Devil's Advocate: No Way Back

As the war in Ukraine continues, and Covid refuses to disappear, many wine professionals are wondering when life is going to return to normal. Robert Joseph suggests that this may not be the right question.

Reading time: 2m 30s

Robert Joseph - with horns
Robert Joseph - with horns

February 22nd seems like a lifetime ago: a relatively hopeful moment when we all imagined that the world might finally be emerging from the two year-long tunnel of Covid.

Now, however, we all know how it felt to be living in America in 1940, watching helplessly as a conflict brought death and destruction to Europe. Except, of course, we are all far better and more vividly informed than the US spectators of 80 years ago who had to rely on radio broadcasts and movie newsreels.

While praying for the carnage to stop, we are all going to have to consider how the world will look when it is over. After WW2, the few countries that had not been directly involved or occupied could do their best to carry on as before, but that won’t be the case this time.

Quite apart from the 190m citizens of Russia and the Ukraine and the devastated infrastructure and the businesses and organisations that will have been affected in so many ways, there are millions of refugees, many of whom are in countries like Moldova which was already struggling economically.

In any case, even before Russian troops crossed the Ukrainian border and European nations began to have to imagine reducing their dependency on Russian oil and gas, the world was already supposed to be considering the costs of giving up fossil fuels to get to Net Zero by 2050.

The cost of going green

According to a study by McKinsey presented at the World Economic Forum in January, these amounted to a staggering $3.5 trillion per year - the equivalent of a quarter of all world tax revenues, 60% of global corporate profits, and 7% of household spending

Set against those costs, the fact that moving away from Russian oil and gas might lead to an estimated 2-4% contraction of the German economy seems almost like small change.

As Adam Tooze makes clear in an essay in Foreign Policy magazine that’s something a wealthy country like Germany could sustain, but its EU neighbours to the east and many nations further afield will find this kind of sacrifice far harder to make. Before the pandemic, in 2019, the World Bank classified 33 countries as being in, or at high risk of, debt stress. That figure has risen to 35, with 12 being potentially likely to default on debt payments before the end of 2022.

All of this would be daunting enough, but those of us with memories that stretch back as far as early February will remember that shipping and dry goods costs were already rising at an alarming rate. Some of this inflation was attributable to the pandemic, but not all.
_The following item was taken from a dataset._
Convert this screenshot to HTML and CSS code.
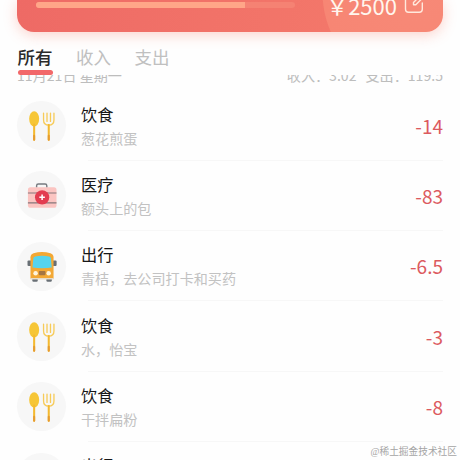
FILE: index.html
```html
<!DOCTYPE html>
<html lang="zh-CN">
<head>
<meta charset="utf-8">
<title>账单</title>
<link rel="stylesheet" href="styles.css">
</head>
<body>
<svg class="defs" aria-hidden="true">
  <symbol id="food" viewBox="0 0 48 48">
    <ellipse cx="16.8" cy="17.5" rx="4.9" ry="7.4" fill="#f6c636"/>
    <path d="M16.8 23v15" stroke="#f4b92f" stroke-width="2" stroke-linecap="round"/>
    <path d="M26 12v6.500c0 3 2 5 5.100 5s5.100-2 5.100-5v-6.500M29.400 12v8M32.800 12v8" fill="none" stroke="#f7cb58" stroke-width="1.300" stroke-linecap="round"/>
    <path d="M31.100 23.500v14.500" stroke="#f4b92f" stroke-width="2" stroke-linecap="round"/>
    <path d="M16.800 34v4M31.100 34v4" stroke="#e69b2f" stroke-width="2" stroke-linecap="round"/>
  </symbol>
  <symbol id="medical" viewBox="0 0 48 48">
    <path d="M19.200 16.500v-2q0-1.700 1.700-1.700h6.600q1.700 0 1.700 1.700v2" fill="none" stroke="#777b80" stroke-width="1.400"/>
    <rect x="10.700" y="16" width="28" height="20" rx="2.500" fill="#fbc5c2"/>
    <path d="M10.700 21.600h28M10.700 31.200h28" stroke="#87777b" stroke-width="1.100"/>
    <circle cx="24.600" cy="25.800" r="7" fill="#e33c50"/>
    <path d="M24.600 23.100v5.400M21.900 25.800h5.400" stroke="#fff" stroke-width="1.500"/>
  </symbol>
  <symbol id="bus" viewBox="0 0 48 48">
    <rect x="10.300" y="18" width="4" height="5.500" rx="1" fill="#686f75"/>
    <rect x="34.800" y="18" width="4" height="5.500" rx="1" fill="#686f75"/>
    <rect x="15" y="34" width="5.300" height="5" rx="1.200" fill="#686f75"/>
    <rect x="28.800" y="34" width="5.300" height="5" rx="1.200" fill="#686f75"/>
    <path d="M13.200 36V15q0-3 3-4 8.300-2.400 16.600 0 3 1 3 4v21z" fill="#f3a834"/>
    <path d="M16 16q0-1.600 1.700-1.900 6.900-1.200 13.800 0 1.700.3 1.700 1.900l.8 9q-9.400 1.500-18.800 0z" fill="#56d4ee"/>
    <circle cx="18.200" cy="30.500" r="2.200" fill="#fff5dd"/>
    <circle cx="31" cy="30.500" r="2.200" fill="#fff5dd"/>
    <rect x="21.400" y="28.500" width="6.500" height="4" rx=".8" fill="#a47542"/>
    <path d="M13.200 36h22.600" stroke="#e8dcc8" stroke-width="1.400"/>
  </symbol>
</svg>
<main class="screen">
  <section class="budget">
    <div class="progress"><div class="progress-fill"></div></div>
    <div class="budget-total"><span>￥</span><span>2500</span>
      <svg class="edit" viewBox="0 0 20 20"><path d="M10.500 1.500H4.500Q1.500 1.500 1.500 4.500v10.800q0 3 3 3h10.800q3 0 3-3V9M9.500 8.500v2.300h2.300L19 3.500M9.500 8.500 16.500 1.500" fill="none" stroke="#ffe9dd" stroke-width="1.400" stroke-linecap="round" stroke-linejoin="round"/></svg>
    </div>
  </section>
  <nav class="tabs">
    <span class="tab active">所有</span><span class="tab">收入</span><span class="tab">支出</span>
  </nav>
  <section class="list">
    <header class="day"><span>11月21日 星期一</span><span class="sums"><span>收入：3.02</span><span>支出：119.5</span></span></header>
    <article class="row"><svg class="icon"><use href="#food"/></svg><div class="info"><h3>饮食</h3><p>葱花煎蛋</p></div><b class="amount">-14</b></article>
    <article class="row"><svg class="icon"><use href="#medical"/></svg><div class="info"><h3>医疗</h3><p>额头上的包</p></div><b class="amount">-83</b></article>
    <article class="row"><svg class="icon"><use href="#bus"/></svg><div class="info"><h3>出行</h3><p>青桔，去公司打卡和买药</p></div><b class="amount">-6.5</b></article>
    <article class="row"><svg class="icon"><use href="#food"/></svg><div class="info"><h3>饮食</h3><p>水，怡宝</p></div><b class="amount">-3</b></article>
    <article class="row"><svg class="icon"><use href="#food"/></svg><div class="info"><h3>饮食</h3><p>干拌扁粉</p></div><b class="amount">-8</b></article>
    <article class="row"><svg class="icon"></svg><div class="info"><h3>出行</h3></div></article>
  </section>
  <div class="watermark">@稀土掘金技术社区</div>
</main>
</body>
</html>
```
FILE: styles.css
```css
* { box-sizing: border-box; }
body {
  margin: 0;
  background: #fefefe;
  font-family: "Noto Sans CJK SC", sans-serif;
}
.defs { display: none; }
.screen {
  position: relative;
  display: flex;
  flex-direction: column;
  width: 460px;
  height: 460px;
  overflow: hidden;
}
.budget {
  flex: none;
  display: flex;
  justify-content: space-between;
  height: 32px;
  margin: 0 17px;
  padding: 0 19px;
  border-radius: 0 0 17px 17px;
  background:
    radial-gradient(circle at 405px -8px, #f78977 0, #f78674 99px, transparent 100px),
    linear-gradient(100deg, #ee6a65, #f3776a 75%);
  box-shadow: 0 3px 14px rgba(250, 120, 100, .32);
}
.progress {
  width: 259px;
  height: 6px;
  margin-top: 2px;
  border-radius: 3px;
  background: #f58273;
}
.progress-fill {
  width: 209px;
  height: 6px;
  border-radius: 3px 0 0 3px;
  background: #ffa688;
}
.budget-total {
  display: flex;
  height: 32px;
  margin-top: -11px;
  font-size: 22px;
  line-height: 32px;
  color: #fff6ee;
}
.edit {
  width: 20px;
  height: 20px;
  margin: 5px 0 0 7px;
}
.tabs {
  flex: none;
  display: flex;
  gap: 23.5px;
  height: 43px;
  padding: 12px 17.5px 0;
}
.tab {
  height: 31px;
  font-size: 17.5px;
  line-height: 26px;
  color: #c0c0c0;
}
.active {
  font-weight: 500;
  color: #2b2b2b;
}
.active::after {
  content: "";
  position: relative;
  z-index: 1;
  display: block;
  height: 5px;
  margin-top: -.5px;
  border-radius: 3px;
  background: #f2686a;
}
.list {
  flex: none;
  height: 385px;
  overflow: hidden;
  padding: 0 17px;
}
.day {
  display: flex;
  justify-content: space-between;
  height: 26px;
  margin-top: -10.5px;
  font-size: 14.1px;
  line-height: 20px;
  color: #bdbdbd;
}
.sums { display: flex; gap: 9px; }
.row {
  position: relative;
  display: flex;
  align-items: center;
  height: 70.3px;
}
.row:not(:last-child)::after {
  content: "";
  position: absolute;
  right: 0;
  bottom: 0;
  left: 71px;
  height: 1px;
  background: #f7f7f7;
}
.icon {
  width: 49px;
  height: 49px;
  margin-right: 15px;
  border-radius: 50%;
  background: #f7f7f7;
}
.info { flex: 1; height: 50px; }
.info h3 {
  margin: 0;
  font-size: 16.2px;
  font-weight: 400;
  line-height: 26px;
  color: #171717;
}
.info p {
  margin: 0;
  font-size: 14.1px;
  line-height: 22px;
  color: #c2c2c2;
}
.amount {
  padding-bottom: 1px;
  font-size: 19px;
  font-weight: 400;
  color: #dc5a5e;
}
.watermark {
  position: absolute;
  right: 3px;
  bottom: 1px;
  font-family: "Liberation Serif", "Noto Sans CJK SC", serif;
  font-size: 9.7px;
  line-height: 14px;
  color: #a5a5a5;
}
```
In short, most of us are going to be tightening our belts in ways we may not yet imagine. And, unlike historic cyclical recessions, which might last for three or four years, this won’t be a short term experience. It may be more reminiscent of the way that wartime rationing in the UK continued from 1945 until 1954.

I make no apology for painting this gloomy picture; too many of my wine industry friends seem to imagine that, one way or another, life is going to return to the ‘normal’ of 2019. But I don’t think they’re right.

Even at lower prices wine is an often-complicated product with low margins that depends on often limited marketing skills. Nobody needs to buy a bottle of wine, let alone a particular style or brand.

In previous recessions, the tendency has always been to economise by cutting costs on research and marketing. This has always been an error, but I’d suggest that it would be even less wise now. For all but the lucky few producers with established markets and waiting lists for their wine, in today's market knowing whom you are selling to and communicating effectively with them is going to be more important than ever. And the same is true for distributors as they face growing competition from wineries selling directly to consumers. 

Knowing where else to make those economies – and how to improve margins so as the reduce the need to do so remains the bigger challenge.